Task brief:
Copy each line below in which the word "React" occurs.

Raw data:
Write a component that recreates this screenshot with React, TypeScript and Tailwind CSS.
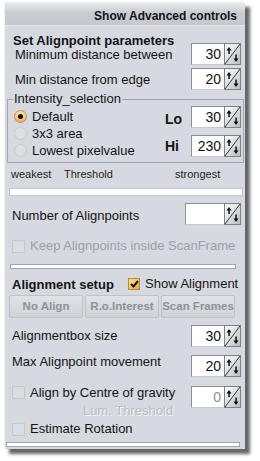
import React from "react";

const font = { fontFamily: '"Liberation Sans", Arial, sans-serif' };

const SpinArrows = () => (
  <svg width="17" height="22" viewBox="0 0 17 22" className="block">
    <defs>
      <linearGradient id="spg" x1="0" y1="0" x2="1" y2="1">
        <stop offset="0" stopColor="#ffffff" />
        <stop offset="1" stopColor="#b9bcc0" />
      </linearGradient>
    </defs>
    <rect x="0.5" y="0.5" width="16" height="21" fill="url(#spg)" stroke="#7d8186" />
    <line x1="1" y1="21" x2="16" y2="1" stroke="#3a3a3a" strokeWidth="1" />
    <path d="M5 4 L2.5 7.5 H7.5 Z" fill="#111" />
    <rect x="4.3" y="6" width="1.5" height="5" fill="#111" />
    <path d="M12 19 L9.5 15.5 H14.5 Z" fill="#111" />
    <rect x="11.3" y="11.5" width="1.5" height="5" fill="#111" />
  </svg>
);

const Spinner = ({
  value,
  inputW = "w-[33px]",
  disabled = false,
}: {
  value: string;
  inputW?: string;
  disabled?: boolean;
}) => (
  <div className="flex h-[22px] shrink-0">
    <div
      className={`${inputW} h-[22px] bg-white border border-[#c6c9cd] border-t-[#8d9196] border-l-[#8d9196] border-r-0 flex items-center justify-end pr-[3px] text-[14px] leading-none ${
        disabled ? "text-[#8c9095]" : "text-[#111]"
      }`}
    >
      {value}
    </div>
    <SpinArrows />
  </div>
);

const CheckBox = ({ checked = false }: { checked?: boolean }) =>
  checked ? (
    <div className="w-[12px] h-[12px] shrink-0 border border-[#c08a2e] bg-gradient-to-br from-[#fbe39a] to-[#eaa53c] flex items-center justify-center">
      <svg width="9" height="8" viewBox="0 0 9 8">
        <path d="M1 4 L3.5 6.5 L8 1" fill="none" stroke="#1a1a1a" strokeWidth="2" />
      </svg>
    </div>
  ) : (
    <div className="w-[13px] h-[13px] shrink-0 border border-[#c4c8cd] bg-[#dadde2]" />
  );

const Radio = ({ on = false }: { on?: boolean }) =>
  on ? (
    <div className="w-[13px] h-[13px] rounded-full shrink-0 border border-[#d08a35] bg-gradient-to-b from-[#fde2b0] to-[#f2b25e] flex items-center justify-center">
      <div className="w-[5px] h-[5px] rounded-full bg-[#111]" />
    </div>
  ) : (
    <div className="w-[13px] h-[13px] rounded-full shrink-0 border border-[#c6cacf] bg-[#dcdfe3]" />
  );

export default function App() {
  return (
    <div className="w-[260px] h-[461px] bg-white pl-[4px] pt-[2px] text-[#141414] whitespace-nowrap" style={font}>
      <div className="w-[241px] bg-[#d6dae0] border-l border-[#f2f3f5] shadow-[5px_5px_3px_rgba(0,0,0,0.6)] flex flex-col pb-[2px] [&>*]:shrink-0">
        {/* header */}
        <div className="h-[24px] bg-gradient-to-b from-[#eceef0] via-[#c9cdd2] via-45% to-[#c5c9cf] border-b border-[#e2e5e9] flex items-end justify-end pr-[8px] pb-[2px]">
          <span className="text-[12px] font-bold leading-[14px]">Show Advanced controls</span>
        </div>

        <div className="h-[17px] pt-[2px] pl-[8px]">
          <span className="text-[13px] font-bold leading-[15px]">Set Alignpoint parameters</span>
        </div>

        <div className="h-[22px] flex items-center justify-between pl-[10px] pr-[4px]">
          <span className="text-[13px] leading-[16px] mt-[2px]">Minimum distance between</span>
          <Spinner value="30" />
        </div>
        <div className="mt-[3px] h-[22px] flex items-center justify-between pl-[10px] pr-[4px]">
          <span className="text-[13px] leading-[16px] mt-[1px]">Min distance from edge</span>
          <Spinner value="20" />
        </div>

        <fieldset className="mt-[1px] ml-[2px] w-[237px] border border-[#a2a7ad] pb-[3px]">
          <legend className="ml-[5px] px-[1px] text-[13px] leading-[16px]">Intensity_selection</legend>
          <div className="flex justify-between">
            <div className="mt-[1px] pl-[6px] flex flex-col">
              <div className="h-[17px] flex items-center gap-[5px]">
                <Radio on />
                <span className="text-[13px] leading-[16px]">Default</span>
              </div>
              <div className="h-[17px] flex items-center gap-[5px]">
                <Radio />
                <span className="text-[13px] leading-[16px]">3x3 area</span>
              </div>
              <div className="h-[17px] flex items-center gap-[5px]">
                <Radio />
                <span className="text-[13px] leading-[16px]">Lowest pixelvalue</span>
              </div>
            </div>
            <div className="-mt-[1px] pr-[2px] flex flex-col gap-[7px]">
              <div className="h-[22px] flex items-center">
                <span className="w-[26px] text-[14px] font-bold leading-[16px] mt-[3px]">Lo</span>
                <Spinner value="30" />
              </div>
              <div className="h-[22px] flex items-center">
                <span className="w-[26px] text-[14px] font-bold leading-[16px]">Hi</span>
                <Spinner value="230" />
              </div>
            </div>
          </div>
        </fieldset>

        <div className="h-[22px] flex items-center pl-[6px] text-[11px] leading-[13px] text-[#1e1e1e]">
          <span className="w-[53px]">weakest</span>
          <span className="w-[111px]">Threshold</span>
          <span>strongest</span>
        </div>
        <div className="mt-[3px] ml-[4px] w-[234px] h-[8px] bg-white border border-[#c3c7cc]" />

        <div className="mt-[7px] h-[22px] flex items-center justify-between pl-[7px] pr-[4px]">
          <span className="text-[13px] leading-[16px] mt-[4px]">Number of Alignpoints</span>
          <Spinner value="" inputW="w-[39px]" />
        </div>

        <div className="mt-[11px] h-[20px] flex items-center gap-[5px] pl-[7px]">
          <CheckBox />
          <span className="text-[13px] leading-[16px] text-[#9da1a7]">Keep Alignpoints inside ScanFrame</span>
        </div>

        <div className="mt-[8px] ml-[5px] w-[226px] h-[5px] bg-white border border-[#a0a5ab]" />

        <div className="mt-[6px] h-[18px] flex items-center pl-[7px]">
          <span className="w-[116px] text-[13px] font-bold leading-[16px] mt-[2px]">Alignment setup</span>
          <CheckBox checked />
          <span className="ml-[5px] text-[13px] leading-[16px]">Show Alignment</span>
        </div>

        <div className="mt-[2px] ml-[4px] flex gap-[2px]">
          {["No Align", "R.o.Interest", "Scan Frames"].map((b) => (
            <div
              key={b}
              className="w-[74px] h-[23px] rounded-[2px] border border-[#bfc3c8] bg-gradient-to-b from-[#dfe2e6] to-[#d0d4d9] flex items-center justify-center text-[11.5px] font-bold text-[#8e9298]"
            >
              {b}
            </div>
          ))}
        </div>

        <div className="mt-[7px] h-[22px] flex items-center justify-between pl-[7px] pr-[4px]">
          <span className="text-[13px] leading-[16px]">Alignmentbox size</span>
          <Spinner value="30" />
        </div>

        <div className="mt-[8px] h-[22px] flex items-start justify-between pl-[7px] pr-[4px]">
          <span className="text-[13px] leading-[16px] -mt-[1px]">Max Alignpoint movement</span>
          <Spinner value="20" />
        </div>

        <div className="mt-[9px] flex items-start justify-between pl-[7px] pr-[4px]">
          <div className="w-[161px] flex flex-col">
            <div className="flex items-start gap-[5px]">
              <CheckBox />
              <span className="text-[13px] leading-[16px] -mt-[1px]">Align by Centre of gravity</span>
            </div>
            <span
              className="mt-[2px] self-end text-[13px] leading-[16px] text-[#b9bdc2]"
              style={{ textShadow: "1px 1px 0 #f4f5f7" }}
            >
              Lum. Threshold
            </span>
          </div>
          <Spinner value="0" disabled />
        </div>

        <div className="mt-[1px] h-[18px] flex items-center gap-[5px] pl-[7px]">
          <CheckBox />
          <span className="text-[13px] leading-[16px]">Estimate Rotation</span>
        </div>

        <div className="mt-[4px] ml-[1px] w-[234px] h-[5px] bg-white border border-[#a0a5ab]" />
      </div>
    </div>
  );
}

Right answer:
Write a component that recreates this screenshot with React, TypeScript and Tailwind CSS.
import React from "react";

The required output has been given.